At the club, I had become friends with Mr. O’Shaughnessy, who has a tremendous Wild West train layout. I had pored over the website, which became my how-to regarding early 1900 model railroading, “John Ott’s Old-Time Railroad Models & HO Scale Projects” by Mr. John Ott and his very storied Miskatonic Railroad. I met on Ebay Mr. Maxwell Brisben, who had built the beautiful and extremely photogenic Thatcher Brook Railroad. I was inspired by Mr. Bernard Kempinski and his United States Military Railroad layout and blog. I also found on Youtube the amazing creation of Mr. Bill Henderson in his Coal Belt Railroad. All this, and my accumulated boredom culminated into one frantically sleepless night, madly creating the legend…. the mockumentary… the fake history of a fake railroad.

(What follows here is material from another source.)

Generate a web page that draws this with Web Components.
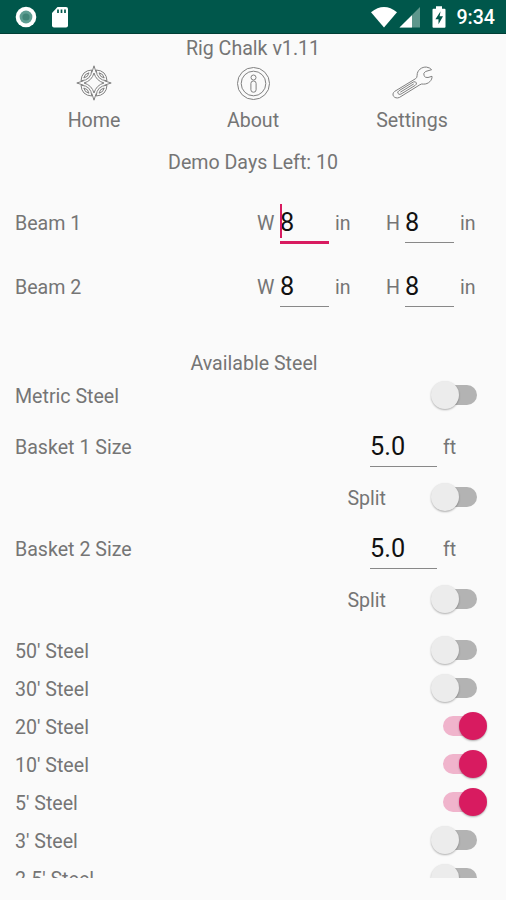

My wonderful wife said, on our first anniversary, “Let’s start getting together what we would need for our train layout.” We talked about the future layout and how it would have to be small, no bigger, probably, than 5 feet by 10 feet. We could not build it in the apartment we are renting; however, we could begin to collect the engines, cars and other things needed. It would have to be small, but I have learned that small does not mean undetailed from my friends. It would have to be photogenic, and my wife said “if it’s 1910, the room has to look 1910.” This layout will be a mix of part model, part historical museum, part science museum, and part unknown.
The following website will be a chronicle of the eccentricities, adventures, and hopefully few misfortunes of building “the most historically researched railroad that never was.”